Direction — From the listing below, pull out every line where the string "React" appears.

The input —

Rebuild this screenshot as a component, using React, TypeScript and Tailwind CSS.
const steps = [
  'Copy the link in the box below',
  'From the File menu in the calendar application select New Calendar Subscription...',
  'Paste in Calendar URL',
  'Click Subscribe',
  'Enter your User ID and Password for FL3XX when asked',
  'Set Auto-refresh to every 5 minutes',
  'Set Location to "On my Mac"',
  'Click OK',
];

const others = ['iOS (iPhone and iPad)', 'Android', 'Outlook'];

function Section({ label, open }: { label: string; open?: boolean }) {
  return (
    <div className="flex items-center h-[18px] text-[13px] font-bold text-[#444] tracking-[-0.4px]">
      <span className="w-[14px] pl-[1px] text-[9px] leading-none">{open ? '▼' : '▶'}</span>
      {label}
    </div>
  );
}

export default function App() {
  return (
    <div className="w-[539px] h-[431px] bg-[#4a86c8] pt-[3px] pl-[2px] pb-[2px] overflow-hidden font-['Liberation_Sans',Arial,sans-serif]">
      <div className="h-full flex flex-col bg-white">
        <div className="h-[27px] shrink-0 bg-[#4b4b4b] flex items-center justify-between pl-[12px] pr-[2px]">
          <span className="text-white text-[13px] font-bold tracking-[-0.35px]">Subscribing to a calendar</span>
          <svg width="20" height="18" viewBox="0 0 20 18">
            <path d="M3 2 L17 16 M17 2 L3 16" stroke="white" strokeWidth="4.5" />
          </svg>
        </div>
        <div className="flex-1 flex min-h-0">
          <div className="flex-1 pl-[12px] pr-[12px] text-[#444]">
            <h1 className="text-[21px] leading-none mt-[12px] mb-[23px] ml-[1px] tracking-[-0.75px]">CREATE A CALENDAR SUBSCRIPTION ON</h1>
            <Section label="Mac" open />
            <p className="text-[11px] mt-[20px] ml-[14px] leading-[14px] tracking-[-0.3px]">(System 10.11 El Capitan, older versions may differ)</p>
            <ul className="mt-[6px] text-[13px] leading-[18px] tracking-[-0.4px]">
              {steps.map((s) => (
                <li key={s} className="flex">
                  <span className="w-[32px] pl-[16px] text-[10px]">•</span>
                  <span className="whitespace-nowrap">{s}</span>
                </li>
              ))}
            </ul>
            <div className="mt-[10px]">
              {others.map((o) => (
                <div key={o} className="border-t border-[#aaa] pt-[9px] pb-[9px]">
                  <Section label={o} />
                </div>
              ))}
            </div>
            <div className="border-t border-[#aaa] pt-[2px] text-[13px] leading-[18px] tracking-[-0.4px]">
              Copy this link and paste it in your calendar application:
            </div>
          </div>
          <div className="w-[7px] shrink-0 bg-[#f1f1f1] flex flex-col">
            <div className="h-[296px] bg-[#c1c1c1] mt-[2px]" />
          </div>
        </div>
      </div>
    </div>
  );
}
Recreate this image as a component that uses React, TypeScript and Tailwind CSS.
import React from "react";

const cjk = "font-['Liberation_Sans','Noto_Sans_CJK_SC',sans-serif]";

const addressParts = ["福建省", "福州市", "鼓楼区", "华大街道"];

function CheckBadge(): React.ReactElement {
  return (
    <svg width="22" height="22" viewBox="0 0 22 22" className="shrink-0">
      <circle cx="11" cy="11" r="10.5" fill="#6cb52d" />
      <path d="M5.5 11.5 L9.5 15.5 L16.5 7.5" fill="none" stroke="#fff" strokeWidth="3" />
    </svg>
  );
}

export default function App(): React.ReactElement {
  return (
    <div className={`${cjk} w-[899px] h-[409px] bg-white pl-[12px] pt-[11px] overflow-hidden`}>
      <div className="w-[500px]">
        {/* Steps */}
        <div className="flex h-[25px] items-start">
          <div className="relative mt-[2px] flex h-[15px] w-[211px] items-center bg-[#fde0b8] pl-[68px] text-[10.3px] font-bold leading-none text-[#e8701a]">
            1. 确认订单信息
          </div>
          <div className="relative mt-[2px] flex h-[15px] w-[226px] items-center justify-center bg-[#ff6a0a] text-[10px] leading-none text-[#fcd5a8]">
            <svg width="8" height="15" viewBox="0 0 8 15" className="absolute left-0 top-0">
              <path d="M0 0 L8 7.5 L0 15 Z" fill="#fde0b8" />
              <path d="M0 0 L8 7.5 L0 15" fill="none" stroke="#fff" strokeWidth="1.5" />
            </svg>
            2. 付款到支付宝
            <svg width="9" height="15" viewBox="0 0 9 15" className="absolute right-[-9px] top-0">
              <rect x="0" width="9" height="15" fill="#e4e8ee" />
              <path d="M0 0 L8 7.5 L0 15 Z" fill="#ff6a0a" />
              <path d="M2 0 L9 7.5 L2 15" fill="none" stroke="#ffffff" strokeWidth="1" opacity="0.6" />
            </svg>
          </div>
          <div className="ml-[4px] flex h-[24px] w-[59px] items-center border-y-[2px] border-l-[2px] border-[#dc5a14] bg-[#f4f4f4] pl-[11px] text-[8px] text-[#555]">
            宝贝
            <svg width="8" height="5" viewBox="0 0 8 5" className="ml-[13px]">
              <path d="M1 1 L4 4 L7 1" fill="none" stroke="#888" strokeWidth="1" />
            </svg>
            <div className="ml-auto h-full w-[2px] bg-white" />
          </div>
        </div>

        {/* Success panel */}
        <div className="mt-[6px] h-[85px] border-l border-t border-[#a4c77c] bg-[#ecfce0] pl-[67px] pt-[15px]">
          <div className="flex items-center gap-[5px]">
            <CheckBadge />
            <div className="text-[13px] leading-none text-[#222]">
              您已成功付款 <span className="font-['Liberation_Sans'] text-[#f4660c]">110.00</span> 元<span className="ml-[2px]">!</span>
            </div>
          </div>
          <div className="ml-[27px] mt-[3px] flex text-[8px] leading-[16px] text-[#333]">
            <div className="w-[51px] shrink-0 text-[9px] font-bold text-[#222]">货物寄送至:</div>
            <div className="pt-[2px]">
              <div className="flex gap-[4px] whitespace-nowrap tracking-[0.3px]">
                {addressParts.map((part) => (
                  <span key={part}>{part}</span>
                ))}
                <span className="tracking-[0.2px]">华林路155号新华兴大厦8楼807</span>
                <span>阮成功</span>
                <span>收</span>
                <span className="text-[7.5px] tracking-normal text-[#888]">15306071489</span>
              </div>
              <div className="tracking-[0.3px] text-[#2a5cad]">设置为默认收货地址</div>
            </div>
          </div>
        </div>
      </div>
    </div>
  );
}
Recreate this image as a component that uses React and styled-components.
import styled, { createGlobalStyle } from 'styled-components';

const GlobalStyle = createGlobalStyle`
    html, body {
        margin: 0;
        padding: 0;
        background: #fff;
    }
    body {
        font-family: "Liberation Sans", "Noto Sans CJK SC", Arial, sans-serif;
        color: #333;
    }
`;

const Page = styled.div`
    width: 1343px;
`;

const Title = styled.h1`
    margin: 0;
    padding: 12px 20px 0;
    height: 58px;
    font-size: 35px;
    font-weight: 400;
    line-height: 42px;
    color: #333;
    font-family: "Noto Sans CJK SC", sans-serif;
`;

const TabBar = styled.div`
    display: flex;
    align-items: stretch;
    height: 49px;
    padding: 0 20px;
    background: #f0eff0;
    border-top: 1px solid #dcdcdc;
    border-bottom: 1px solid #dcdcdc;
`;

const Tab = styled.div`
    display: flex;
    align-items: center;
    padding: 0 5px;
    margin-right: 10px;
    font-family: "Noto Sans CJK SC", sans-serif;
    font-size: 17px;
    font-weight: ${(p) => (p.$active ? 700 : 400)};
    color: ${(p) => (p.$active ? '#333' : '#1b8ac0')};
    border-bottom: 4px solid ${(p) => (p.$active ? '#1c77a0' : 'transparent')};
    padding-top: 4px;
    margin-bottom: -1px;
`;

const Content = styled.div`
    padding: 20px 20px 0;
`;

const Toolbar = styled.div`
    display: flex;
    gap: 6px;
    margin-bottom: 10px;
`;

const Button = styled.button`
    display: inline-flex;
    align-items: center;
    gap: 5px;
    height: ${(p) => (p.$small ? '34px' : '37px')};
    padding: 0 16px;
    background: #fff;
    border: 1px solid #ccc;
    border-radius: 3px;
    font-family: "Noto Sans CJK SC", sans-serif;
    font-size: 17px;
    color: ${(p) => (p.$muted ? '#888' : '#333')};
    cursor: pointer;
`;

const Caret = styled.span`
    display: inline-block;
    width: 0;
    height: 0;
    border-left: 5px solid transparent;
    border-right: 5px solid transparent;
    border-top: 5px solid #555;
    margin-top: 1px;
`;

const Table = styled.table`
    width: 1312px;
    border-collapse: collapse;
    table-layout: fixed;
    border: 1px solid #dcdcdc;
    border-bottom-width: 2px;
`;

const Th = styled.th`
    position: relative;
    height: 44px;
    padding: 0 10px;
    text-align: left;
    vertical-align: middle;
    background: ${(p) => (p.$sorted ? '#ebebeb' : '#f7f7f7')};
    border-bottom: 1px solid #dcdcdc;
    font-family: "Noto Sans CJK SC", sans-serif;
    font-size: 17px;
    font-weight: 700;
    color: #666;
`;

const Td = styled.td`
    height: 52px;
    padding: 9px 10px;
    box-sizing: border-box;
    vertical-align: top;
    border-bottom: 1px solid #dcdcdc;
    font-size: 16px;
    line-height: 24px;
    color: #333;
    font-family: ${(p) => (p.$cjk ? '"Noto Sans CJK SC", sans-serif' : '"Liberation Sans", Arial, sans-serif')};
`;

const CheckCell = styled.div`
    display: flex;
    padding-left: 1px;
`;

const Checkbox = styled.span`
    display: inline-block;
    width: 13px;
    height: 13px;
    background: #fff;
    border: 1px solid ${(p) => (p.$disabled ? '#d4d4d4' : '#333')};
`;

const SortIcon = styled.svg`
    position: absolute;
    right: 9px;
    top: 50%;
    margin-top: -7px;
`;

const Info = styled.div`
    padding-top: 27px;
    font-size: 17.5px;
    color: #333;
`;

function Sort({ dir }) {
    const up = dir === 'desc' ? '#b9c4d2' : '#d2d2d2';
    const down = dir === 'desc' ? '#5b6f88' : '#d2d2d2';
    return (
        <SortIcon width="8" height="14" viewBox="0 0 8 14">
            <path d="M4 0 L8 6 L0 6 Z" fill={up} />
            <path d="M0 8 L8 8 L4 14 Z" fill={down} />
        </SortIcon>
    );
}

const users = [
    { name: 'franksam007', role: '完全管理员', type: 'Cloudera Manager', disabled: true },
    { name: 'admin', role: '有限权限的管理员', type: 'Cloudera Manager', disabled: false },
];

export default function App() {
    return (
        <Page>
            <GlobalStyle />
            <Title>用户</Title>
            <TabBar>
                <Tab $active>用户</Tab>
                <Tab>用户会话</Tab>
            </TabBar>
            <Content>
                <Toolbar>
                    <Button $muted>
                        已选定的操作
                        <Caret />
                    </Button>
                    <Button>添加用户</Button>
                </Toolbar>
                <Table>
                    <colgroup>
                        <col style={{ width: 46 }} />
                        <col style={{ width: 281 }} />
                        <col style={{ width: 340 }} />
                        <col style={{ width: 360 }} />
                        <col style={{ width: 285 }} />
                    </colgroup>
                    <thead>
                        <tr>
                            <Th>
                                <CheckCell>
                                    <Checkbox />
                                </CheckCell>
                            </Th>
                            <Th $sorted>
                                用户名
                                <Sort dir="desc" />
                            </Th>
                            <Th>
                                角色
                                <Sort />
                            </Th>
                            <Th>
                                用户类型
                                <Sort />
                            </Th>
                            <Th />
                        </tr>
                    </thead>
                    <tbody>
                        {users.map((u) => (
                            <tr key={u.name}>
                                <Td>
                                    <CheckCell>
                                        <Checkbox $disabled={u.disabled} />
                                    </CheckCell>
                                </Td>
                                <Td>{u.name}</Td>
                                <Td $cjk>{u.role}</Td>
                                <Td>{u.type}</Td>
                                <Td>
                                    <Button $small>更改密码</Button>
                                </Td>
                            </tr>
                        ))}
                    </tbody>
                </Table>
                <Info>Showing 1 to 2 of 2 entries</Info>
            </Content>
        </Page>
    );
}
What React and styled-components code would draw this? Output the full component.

Expected answer —
Rebuild this screenshot as a component, using React, TypeScript and Tailwind CSS.
Recreate this image as a component that uses React, TypeScript and Tailwind CSS.
import React from "react";
function CheckBadge(): React.ReactElement {
export default function App(): React.ReactElement {
Recreate this image as a component that uses React and styled-components.
What React and styled-components code would draw this? Output the full component.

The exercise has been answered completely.